For Nietzsche life does not know modes of being apart from those of its continual strengthening and any critique of modernity sees clearly that what produces such self-dissolving effects in our institutions, party, parliament and state are their inability to relate directly to life. For Jorn this is described as power losing its own extraordinary order and is clearly felt by the fact that in our modern democratic societies administrative posts are now only occupied by the best amongst the mediocre, chosen only from the proven, conscientious and well-functioning citizens. This means that the disorderly and the extraordinary, the poor and the best, which for Jorn more often than not amount to the same thing, are ever more excluded. As for the abnormal, something we might reasonably consider the human’s very birthright, its exclusion is near total as we continue to treat it with hate and fear. In a world where the brother having usurped the father to become the big brother gives the lie that everything is different, ever changing forgets that just beneath its surface, underlying its structure, all remains the same and continues nevertheless that infantile state fleeing the productive figurations of our inner lives. In this sad state of affairs difference is still a prisoner of repetition and the dead continue to reach out and grab hold of the living.

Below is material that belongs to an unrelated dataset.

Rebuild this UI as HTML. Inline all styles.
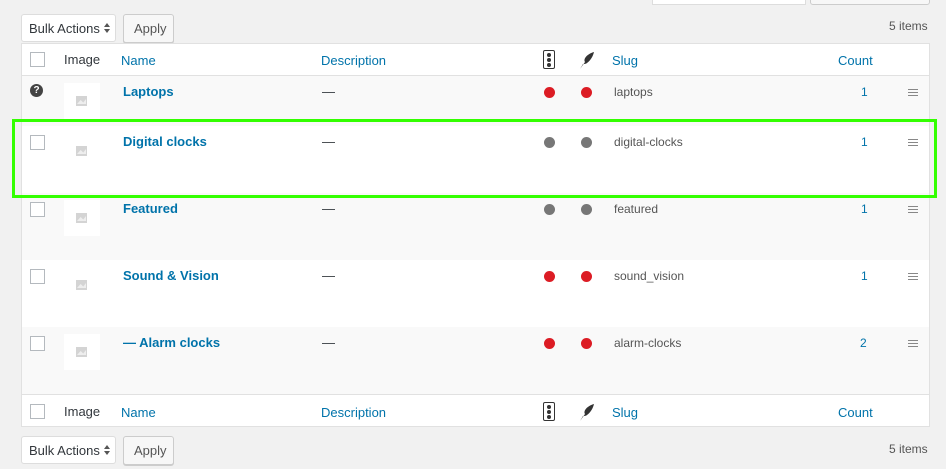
<!DOCTYPE html>
<html><head><meta charset="utf-8"><style>
*{box-sizing:border-box;margin:0;padding:0}
body{width:946px;height:469px;background:#f1f1f1;font-family:"Liberation Sans",sans-serif;font-size:13px;color:#32373c;position:relative;overflow:hidden}
.a{position:absolute}
.sel{position:absolute;left:21px;width:95px;height:28px;background:#fff;border:1px solid #ddd;border-radius:3px;padding:6px 0 0 7px;color:#32373c}
.sel:after{content:"";position:absolute;right:5px;top:8px;border:3px solid transparent;border-bottom:4px solid #555;border-top:0}
.sel:before{content:"";position:absolute;right:5px;top:14px;border:3px solid transparent;border-top:4px solid #555;border-bottom:0}
.btn{position:absolute;left:123px;width:51px;height:29px;background:#f7f7f7;border:1px solid #ccc;border-radius:3px;box-shadow:0 1px 0 #ccc;padding:6px 0 0 10px;color:#555}
.tbl{position:absolute;left:21px;width:909px;border:1px solid #e1e1e1;background:#fff}
.cb{position:absolute;width:15px;height:15px;border:1px solid #b4b9be;background:#fff;left:30px}
.row{position:absolute;left:22px;width:907px}
.lnk{color:#0073aa}
.b{font-weight:bold;color:#0073aa}
.dot{position:absolute;width:11px;height:11px;border-radius:50%}
.r{background:#dc1c24}.g{background:#777}
.th{position:absolute;width:36px;height:36px;left:64px;background:#fff}
.th i{position:absolute;left:12px;top:13px;width:11px;height:10px;background:#d4d4d4}
.th i:after{content:"";position:absolute;left:1px;top:3px;width:9px;height:5px;background:#eee;clip-path:polygon(0 100%,40% 20%,70% 70%,100% 0,100% 100%)}
.hm{position:absolute;left:908px;width:10px;height:7px;border-top:1px solid #888;border-bottom:1px solid #888}
.hm:after{content:"";position:absolute;left:0;top:2px;width:10px;height:1px;background:#888}
</style></head><body>
<div class="a" style="left:652px;top:-20px;width:154px;height:25px;background:#fff;border:1px solid #ddd"></div>
<div class="a" style="left:810px;top:-20px;width:120px;height:25px;background:#f7f7f7;border:1px solid #ccc;border-radius:3px"></div>
<div class="sel" style="top:14px">Bulk Actions</div><div class="btn" style="top:14px">Apply</div>
<div class="a" style="left:889px;top:19px;font-size:12px;color:#555">5 items</div>
<div class="tbl" style="top:43px;height:384px"></div>
<div class="row" style="top:44px;height:32px;border-bottom:1px solid #e1e1e1;background:#fff"></div>
<div class="row" style="top:76px;height:50px;background:#f9f9f9"></div>
<div class="row" style="top:126px;height:67px;background:#fff"></div>
<div class="row" style="top:193px;height:67px;background:#f9f9f9"></div>
<div class="row" style="top:260px;height:67px;background:#fff"></div>
<div class="row" style="top:327px;height:67px;background:#f9f9f9"></div>
<div class="row" style="top:394px;height:32px;border-top:1px solid #e1e1e1;background:#fff"></div>

<div class="cb" style="top:52px"></div>
<div class="a" style="left:64px;top:52px">Image</div>
<div class="a lnk" style="left:121px;top:53px">Name</div>
<div class="a lnk" style="left:321px;top:53px">Description</div>
<div class="a" style="left:543px;top:50px;width:12px;height:19px;border:1.5px solid #333;border-radius:2px"></div>
<div class="dot" style="left:547px;top:53px;width:4px;height:4px;background:#333"></div>
<div class="dot" style="left:547px;top:58px;width:4px;height:4px;background:#333"></div>
<div class="dot" style="left:547px;top:63px;width:4px;height:4px;background:#333"></div>
<svg class="a" style="left:579px;top:51px" width="16" height="18" viewBox="0 0 16 18"><path d="M1 18 L6 11 C4 8 8 3 15 1 C14 5 12 9 8 12 C7 13 5 13 4 13 Z" fill="#333"/></svg>
<div class="a lnk" style="left:612px;top:53px">Slug</div>
<div class="a lnk" style="left:838px;top:53px">Count</div>

<div class="a" style="left:30px;top:84px;width:13px;height:13px;border-radius:50%;background:#444;color:#fff;font-size:10px;font-weight:bold;text-align:center;line-height:13px">?</div>
<div class="th" style="top:83px"><i></i></div>
<div class="a b" style="left:123px;top:84px">Laptops</div>
<div class="a" style="left:322px;top:84px">—</div>
<div class="dot r" style="left:544px;top:87px"></div><div class="dot r" style="left:581px;top:87px"></div>
<div class="a" style="left:614px;top:85px;color:#555;font-size:12px">laptops</div>
<div class="a lnk" style="left:861px;top:85px;font-size:12px">1</div>
<div class="hm" style="top:89px"></div>

<div class="cb" style="top:135px"></div>
<div class="th" style="top:133px"><i></i></div>
<div class="a b" style="left:123px;top:134px">Digital clocks</div>
<div class="a" style="left:322px;top:134px">—</div>
<div class="dot g" style="left:544px;top:137px"></div><div class="dot g" style="left:581px;top:137px"></div>
<div class="a" style="left:614px;top:135px;color:#555;font-size:12px">digital-clocks</div>
<div class="a lnk" style="left:861px;top:135px;font-size:12px">1</div>
<div class="hm" style="top:139px"></div>

<div class="cb" style="top:202px"></div>
<div class="th" style="top:200px"><i></i></div>
<div class="a b" style="left:123px;top:201px">Featured</div>
<div class="a" style="left:322px;top:201px">—</div>
<div class="dot g" style="left:544px;top:204px"></div><div class="dot g" style="left:581px;top:204px"></div>
<div class="a" style="left:614px;top:202px;color:#555;font-size:12px">featured</div>
<div class="a lnk" style="left:861px;top:202px;font-size:12px">1</div>
<div class="hm" style="top:206px"></div>

<div class="cb" style="top:269px"></div>
<div class="th" style="top:267px"><i></i></div>
<div class="a b" style="left:123px;top:268px">Sound &amp; Vision</div>
<div class="a" style="left:322px;top:268px">—</div>
<div class="dot r" style="left:544px;top:271px"></div><div class="dot r" style="left:581px;top:271px"></div>
<div class="a" style="left:614px;top:269px;color:#555;font-size:12px">sound_vision</div>
<div class="a lnk" style="left:861px;top:269px;font-size:12px">1</div>
<div class="hm" style="top:273px"></div>

<div class="cb" style="top:336px"></div>
<div class="th" style="top:334px"><i></i></div>
<div class="a b" style="left:123px;top:335px">— Alarm clocks</div>
<div class="a" style="left:322px;top:335px">—</div>
<div class="dot r" style="left:544px;top:338px"></div><div class="dot r" style="left:581px;top:338px"></div>
<div class="a" style="left:614px;top:336px;color:#555;font-size:12px">alarm-clocks</div>
<div class="a lnk" style="left:860px;top:336px;font-size:12px">2</div>
<div class="hm" style="top:340px"></div>

<div class="cb" style="top:404px"></div>
<div class="a" style="left:64px;top:404px">Image</div>
<div class="a lnk" style="left:121px;top:405px">Name</div>
<div class="a lnk" style="left:321px;top:405px">Description</div>
<div class="a" style="left:543px;top:402px;width:12px;height:19px;border:1.5px solid #333;border-radius:2px"></div>
<div class="dot" style="left:547px;top:405px;width:4px;height:4px;background:#333"></div>
<div class="dot" style="left:547px;top:410px;width:4px;height:4px;background:#333"></div>
<div class="dot" style="left:547px;top:415px;width:4px;height:4px;background:#333"></div>
<svg class="a" style="left:579px;top:403px" width="16" height="18" viewBox="0 0 16 18"><path d="M1 18 L6 11 C4 8 8 3 15 1 C14 5 12 9 8 12 C7 13 5 13 4 13 Z" fill="#333"/></svg>
<div class="a lnk" style="left:612px;top:405px">Slug</div>
<div class="a lnk" style="left:838px;top:405px">Count</div>

<div class="sel" style="top:436px">Bulk Actions</div><div class="btn" style="top:436px">Apply</div>
<div class="a" style="left:889px;top:442px;font-size:12px;color:#555">5 items</div>

<div class="a" style="left:12px;top:119px;width:925px;height:79px;border:3px solid #33ff00"></div>
</body></html>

For Asger Jorn art is a strength in its capacity as a work of negativity, one that has need to influence a body and liberate value confined in that body. By the same token no politics can properly exist other than that which takes place on bodies, conducted on bodies, through bodies and the physiology that we find in Nietzsche always to be allied with psychology is the very same material of politics. It is nothing less than its pulsating body. This is a body always inside a struggle outside itself to other bodies just as much as it is an unstoppable conflict among its own organic components. Such bodies, whether we consider them from the perspective of the earth or of writing, alone have the power to affect and be affected and art equally an elaboration of the most primitive and elementary fragments of our ancient animal prehistory as any utopian longing, becomes exemplary for both Jorn and Nietzsche when it breaks down the self’s absolute integrity and works through its open possibilities of transformation, transfiguration and fabrication.
In this way for the human to progress it is necessary that we regress, to undo, subvert, and liberate ourselves by touching upon the ‘restlessness of the negative’. It is from here and only here that we may emerge upon a constant, multi-layered battlefield of forces allowing no final word but of which the vital organism now no longer suffers limits or reductions but on the contrary tends continually to move beyond and transgress them. As the body continuously overcomes its own internal limits and of its own categorical definition there is offered the still yet open possibility of becoming something that is more than life, other than life, and embody that which Nietzsche demanded, ‘I am that which must always overcome itself’. We may call this a form of delinquency, both in its literal significance of a lack and in the figurative sense of violence, but it also the very form that opens a vacuum of sense at the heart of life. From here we are literally forced to think in a performative manner and take in distractions but without simply reproducing them in the manner of those embracing everything whilst refraining from seriously engaging with anything. Such a path finally allows us to recognize history as always unpredictable and open because essentially its fate has to remain in a state precarious and vulnerable of others.
Scientific control with its hardening forms of rationality has no love of the body and thus no real critical effect since it understands little of the true relational nature of things. As a result it can only state and consequently whatever is new becomes more and more meaningless and without value. If art is to become more than just an effective vehicle for spreading proliferating but vacuous desires and left solely implementing changes for urban and regional development, tourism and cultural policy more generally then it has to engage with the dynamics of the commodity form and its negation of use-value. Benjamin argued that, ‘it has been one of the primary tasks of art to create a demand whose hour of satisfaction has not yet come’. Such an argument as reiterated in the words of Jorn sees art as a primary wealth but only if governed by chance, directly futile and fleeting in existence. It is also a demand that art function politically and of which boredom can only intensify the demand.